The final product is a luxury resale experience where trust is the visual language not a feature added at the end, but the organising principle of every screen, every interaction, every moment of doubt.

Clean editorial typography that signals premium without exclusivity. Platform-enforced condition ratings that replace seller copy with expert precision. Authentication visible in both Quick View and the product page. A checkout that reassures rather than just processes.

And finally Perfect Match. A styled recommendation panel on every product detail page, curating complementary items that complete the look. Not random suggestions a deliberate design decision that positions Fashion Pub as a destination for people who think about how they dress, not just what they buy. That distinction is what separates a marketplace from a brand.

Desktop Version

Mobile Version

What I'd Do Differently

I’d research the seller experience from the very beginning.

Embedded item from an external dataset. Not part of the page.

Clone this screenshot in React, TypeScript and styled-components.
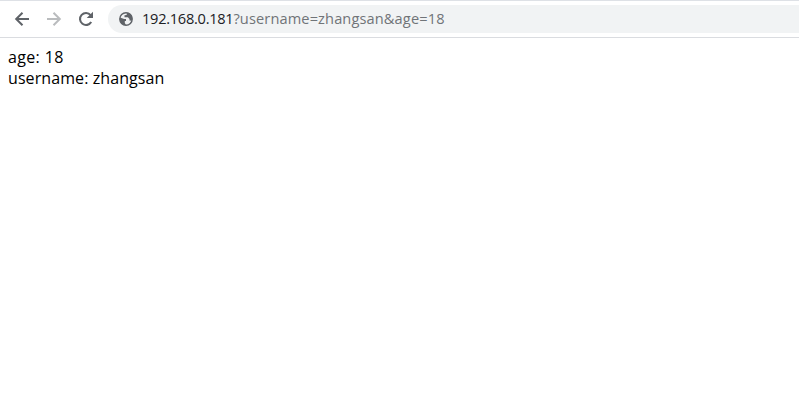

The entire project focused on the buyer’s trust journey. But Fashion Pub is a two-sided marketplace; the people listing their preloved items are just as important as the people buying them. We designed the seller submission and authentication flow almost entirely from assumptions. We never interviewed a seller. We never watched someone try to list a product or navigate the expert pricing process.

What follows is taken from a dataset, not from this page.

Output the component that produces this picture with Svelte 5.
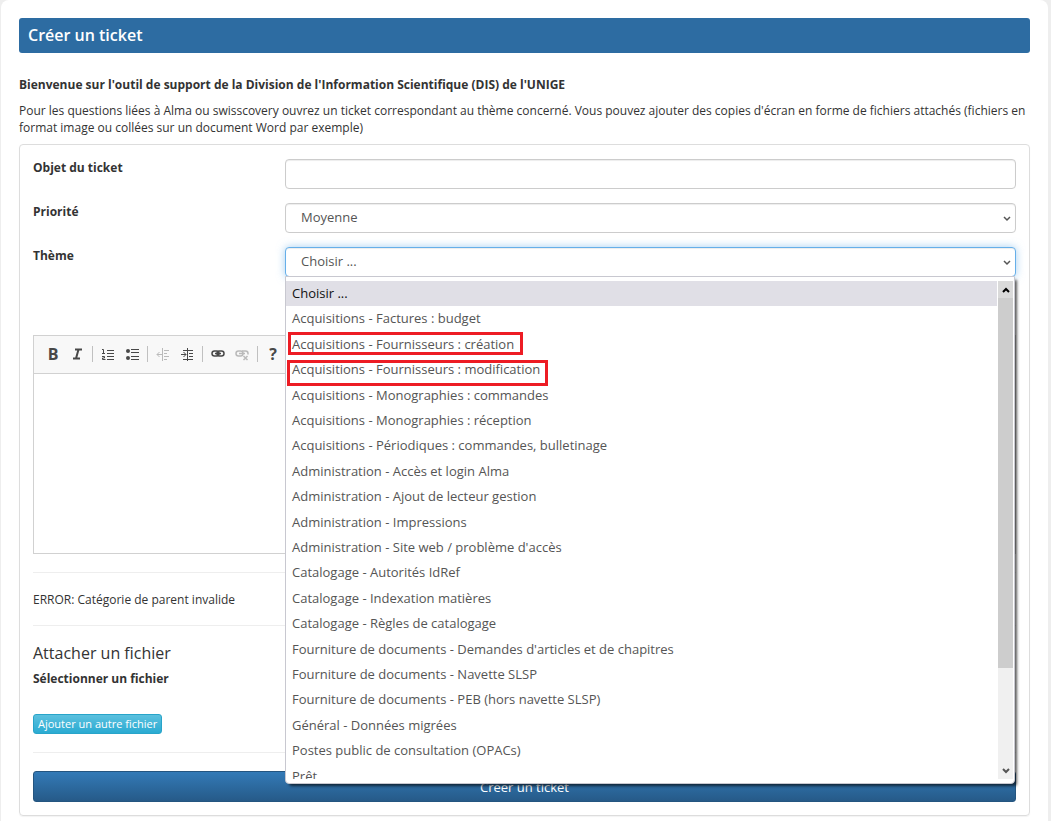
<script>
  let subject = '';
  let priority = 'Moyenne';
  let theme = 'Choisir ...';
  let message = '';

  const themes = [
    { label: 'Choisir ...' },
    { label: 'Acquisitions - Factures : budget' },
    { label: 'Acquisitions - Fournisseurs : création', mark: 'create' },
    { label: 'Acquisitions - Fournisseurs : modification', mark: 'modify' },
    { label: 'Acquisitions - Monographies : commandes' },
    { label: 'Acquisitions - Monographies : réception' },
    { label: 'Acquisitions - Périodiques : commandes, bulletinage' },
    { label: 'Administration - Accès et login Alma' },
    { label: 'Administration - Ajout de lecteur gestion' },
    { label: 'Administration - Impressions' },
    { label: "Administration - Site web / problème d'accès" },
    { label: 'Catalogage - Autorités IdRef' },
    { label: 'Catalogage - Indexation matières' },
    { label: 'Catalogage - Règles de catalogage' },
    { label: "Fourniture de documents - Demandes d'articles et de chapitres" },
    { label: 'Fourniture de documents - Navette SLSP' },
    { label: 'Fourniture de documents - PEB (hors navette SLSP)' },
    { label: 'Général - Données migrées' },
    { label: 'Postes public de consultation (OPACs)' },
    { label: 'Prêt' }
  ];
</script>

<main class="page">
  <h1>Créer un ticket</h1>

  <p class="welcome">Bienvenue sur l'outil de support de la Division de l'Information Scientifique (DIS) de l'UNIGE</p>
  <p class="intro">
    Pour les questions liées à Alma ou swisscovery ouvrez un ticket correspondant au thème concerné. Vous pouvez
    ajouter des copies d'écran en forme de fichiers attachés (fichiers en format image ou collées sur un document
    Word par exemple)
  </p>

  <form class="panel" on:submit|preventDefault>
    <div class="row">
      <label for="subject">Objet du ticket</label>
      <input id="subject" class="control" type="text" bind:value={subject} />
    </div>

    <div class="row">
      <label for="priority">Priorité</label>
      <div class="select-wrap">
        <select id="priority" class="control" bind:value={priority}>
          <option>Moyenne</option>
        </select>
        <svg class="chevron" viewBox="0 0 8 6"><path d="M1 1l3 3 3-3" /></svg>
      </div>
    </div>

    <div class="row">
      <label for="theme">Thème</label>
      <div class="select-wrap">
        <select id="theme" class="control active" bind:value={theme}>
          {#each themes as t}
            <option>{t.label}</option>
          {/each}
        </select>
        <svg class="chevron" viewBox="0 0 8 6"><path d="M1 1l3 3 3-3" /></svg>

        <div class="dropdown">
          <div class="viewport">
            <ul role="listbox" aria-label="Thème">
              {#each themes as t}
                <li role="option" aria-selected={t.label === theme} class:selected={t.label === theme}>
                  {t.label}
                  {#if t.mark}<span class="mark {t.mark}"></span>{/if}
                </li>
              {/each}
            </ul>
          </div>
          <div class="scrollbar">
            <span class="arrow up"><svg viewBox="0 0 8 6"><path d="M1 5l3-3 3 3" /></svg></span>
            <span class="thumb"></span>
            <span class="arrow down"><svg viewBox="0 0 8 6"><path d="M1 1l3 3 3-3" /></svg></span>
          </div>
        </div>
      </div>
    </div>

    <div class="editor">
      <div class="toolbar">
        <button type="button" aria-label="Gras">B</button>
        <button type="button" aria-label="Italique">
          <svg viewBox="0 0 16 16"><path d="M6 3.5h7M4 12.5h7M9.5 3.5l-2.5 9" stroke-width="2" /></svg>
        </button>
        <i class="sep"></i>
        <button type="button" aria-label="Liste numérotée">
          <svg viewBox="0 0 16 16">
            <path d="M7 4.500h7M7 7.500h7M7 10.500h7M7 13.500h7" />
            <path d="M2 3.500h1.500v4M2 7.500h3M2 10.500h2.500v1.500h-2v1.500h3" />
          </svg>
        </button>
        <button type="button" aria-label="Liste à puces">
          <svg viewBox="0 0 16 16">
            <path d="M7 3.500h8M7 6.500h8M7 10.500h8M7 13.500h8" />
            <circle cx="4" cy="5" r="2" /><circle cx="4" cy="12" r="2" />
          </svg>
        </button>
        <i class="sep"></i>
        <button type="button" disabled aria-label="Diminuer le retrait">
          <svg viewBox="0 0 16 16">
            <path d="M7.500 2v13M9 4.500h5M9 7.500h3M9 10.500h5M9 13.500h3M2 8.500h5M4.500 6L2 8.500 4.500 11" />
          </svg>
        </button>
        <button type="button" aria-label="Augmenter le retrait">
          <svg viewBox="0 0 16 16">
            <path d="M8.500 2v13M4 4.500h10M10 7.500h4M10 10.500h4M4 13.500h10M2 8.500h5M4.500 6L7 8.500 4.500 11" />
          </svg>
        </button>
        <i class="sep"></i>
        <button type="button" aria-label="Lien">
          <svg viewBox="0 0 16 16" stroke-width="1.500">
            <rect x="2" y="5" width="7" height="5" rx="2.500" />
            <rect x="7" y="5" width="7" height="5" rx="2.500" />
            <path d="M5 7.500h6" />
          </svg>
        </button>
        <button type="button" disabled aria-label="Supprimer le lien">
          <svg viewBox="0 0 16 16" stroke-width="1.500">
            <rect x="2" y="5" width="7" height="5" rx="2.500" />
            <path d="M5 7.500h6M8 5h3.500q2.500 0 2.500 2.500v1" />
            <path d="M9.500 10l4 4M13.500 10l-4 4" />
          </svg>
        </button>
        <i class="sep"></i>
        <button type="button" aria-label="Aide">?</button>
      </div>
      <textarea aria-label="Message" bind:value={message}></textarea>
    </div>

    <hr />
    <p>ERROR: Catégorie de parent invalide</p>
    <hr />

    <h2>Attacher un fichier</h2>
    <p class="file-label">Sélectionner un fichier</p>
    <button type="button" class="btn-info">Ajouter un autre fichier</button>

    <hr />
    <button type="submit" class="btn-primary">Créer un ticket</button>
  </form>
</main>

<style>
  :global(body) {
    margin: 0;
    background: #eee;
  }

  .page {
    box-sizing: border-box;
    min-height: 100vh;
    margin: 0 3px 0 1px;
    padding: 18px 18px 4px;
    border-radius: 8px 8px 0 0;
    background: #fff;
    color: #333;
    font: 12px/17px 'Open Sans', sans-serif;
  }

  button,
  input,
  select,
  textarea {
    font-family: inherit;
  }

  h1 {
    margin: 0 0 23px;
    padding: 0 9px;
    border-radius: 3px;
    background: #2d6ca2;
    color: #fff;
    font-size: 16px;
    font-weight: 600;
    line-height: 35px;
  }

  p {
    margin: 0;
  }

  .welcome {
    margin-bottom: 9px;
    font-weight: 700;
  }

  .intro {
    margin-bottom: 8px;
  }

  .panel {
    padding: 14px 13px 13px;
    border: 1px solid #ddd;
    border-radius: 4px;
    box-shadow: 0 1px 1px rgba(0, 0, 0, 0.05);
  }

  .row {
    display: grid;
    grid-template-columns: 252px 1fr;
    align-items: start;
    margin-bottom: 14px;
  }

  .row label {
    font-weight: 700;
  }

  .control {
    appearance: none;
    box-sizing: border-box;
    display: block;
    width: 100%;
    height: 30px;
    padding: 0 15px 2px;
    border: 1px solid #ccc;
    border-radius: 4px;
    background: #fff;
    box-shadow: inset 0 1px 1px rgba(0, 0, 0, 0.075);
    color: #555;
    font-size: 13px;
  }

  .control.active {
    border-color: #66afe9;
    box-shadow: inset 0 1px 1px rgba(0, 0, 0, 0.075), 0 0 8px rgba(102, 175, 233, 0.6);
  }

  .select-wrap {
    position: relative;
  }

  .chevron {
    position: absolute;
    top: 13px;
    right: 5px;
    width: 8px;
    height: 6px;
    pointer-events: none;
  }

  .chevron path,
  .arrow path {
    fill: none;
    stroke: #555;
    stroke-width: 1.5;
  }

  .dropdown {
    box-sizing: border-box;
    position: absolute;
    z-index: 2;
    top: 29px;
    left: 0;
    right: 1px;
    display: flex;
    padding: 4px 1px 4px 0;
    border: 1px solid #c8c8d0;
    border-radius: 0 0 4px 4px;
    background: #fff;
    box-shadow: 3px 3px 3px -1px rgba(0, 0, 0, 0.65);
  }

  .viewport {
    flex: 1;
    height: 498px;
    overflow: hidden;
  }

  ul {
    display: grid;
    grid-template-rows: repeat(20, 1fr);
    height: 508px;
    margin: 0;
    padding: 0;
    list-style: none;
  }

  li {
    position: relative;
    padding: 0 6px;
    color: #555;
    font-size: 13px;
    line-height: 25px;
  }

  li.selected {
    margin-right: 1px;
    background: #e0dfe6;
    color: #111;
  }

  /* red frames around the supplier themes */
  .mark {
    box-sizing: border-box;
    position: absolute;
    border: 3px solid #ed1c24;
  }

  .mark.create {
    top: 0;
    left: 2px;
    width: 235px;
    height: 23px;
  }

  .mark.modify {
    top: 3px;
    left: 1px;
    width: 261px;
    height: 26px;
  }

  .scrollbar {
    display: flex;
    flex-direction: column;
    width: 15px;
    background: #f0f0f0;
  }

  .arrow {
    display: flex;
    align-items: center;
    justify-content: center;
    height: 17px;
  }

  .arrow svg {
    width: 8px;
    height: 6px;
  }

  .arrow path {
    stroke-width: 2;
  }

  .arrow.up {
    background: #dadada;
  }

  .arrow.up path {
    stroke: #000;
  }

  .arrow.down {
    margin-top: auto;
  }

  .thumb {
    height: 370px;
    background: #cdcdcd;
  }

  .editor {
    margin: 58px 0 18px;
    border: 1px solid #d1d1d1;
  }

  .toolbar {
    box-sizing: border-box;
    display: flex;
    align-items: center;
    height: 38px;
    padding: 0 0 2px 7px;
    border-bottom: 1px solid #d1d1d1;
    background: #f8f8f8;
  }

  .toolbar button {
    display: flex;
    align-items: center;
    justify-content: center;
    width: 24px;
    height: 24px;
    padding: 0;
    border: 0;
    background: none;
    color: #484848;
    font-size: 16px;
    font-weight: 700;
  }

  .toolbar button:disabled {
    opacity: 0.35;
  }

  .toolbar svg {
    width: 16px;
    height: 16px;
    fill: none;
    stroke: #484848;
  }

  .toolbar circle {
    fill: #484848;
    stroke: none;
  }

  .sep {
    width: 1px;
    height: 16px;
    margin: 0 3px;
    background: #c0c0c0;
  }

  textarea {
    box-sizing: border-box;
    display: block;
    width: 100%;
    height: 179px;
    border: 0;
    resize: none;
  }

  hr {
    height: 1px;
    margin: 17px 0 18px;
    border: 0;
    background: #eee;
  }

  h2 {
    margin: 0 0 8px;
    font-size: 16px;
    font-weight: 400;
    line-height: 18px;
  }

  .file-label {
    margin-bottom: 27px;
    font-weight: 700;
  }

  .btn-info {
    display: block;
    height: 20px;
    margin-bottom: 18px;
    padding: 0 4px;
    border: 1px solid #28a4c9;
    border-radius: 3px;
    background: linear-gradient(#5bc0de, #2aabd2);
    color: #fff;
    font-size: 11px;
    line-height: 18px;
  }

  .btn-primary {
    display: block;
    width: 100%;
    height: 31px;
    padding: 0;
    border: 1px solid #245580;
    border-radius: 3px;
    background: linear-gradient(#337ab7, #265a88);
    color: #fff;
    font-size: 13px;
  }
</style>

In a real product, that’s a structural gap. A seller who finds the listing process unclear or the wait time opaque will simply list somewhere else. And without supply, every trust system we built for buyers has nothing to show.

I’d also instrument trust signals in production. Usability testing told us where doubt surfaced and what resolved it. In a live product I’d want real behavioral data alongside that how many users interact with the certification badge before purchasing, where users pause longest in checkout, what separates a session that converts from one that doesn’t.

Trust isn’t a design problem with a final solution. It’s a promise a product keeps or breaks every single day.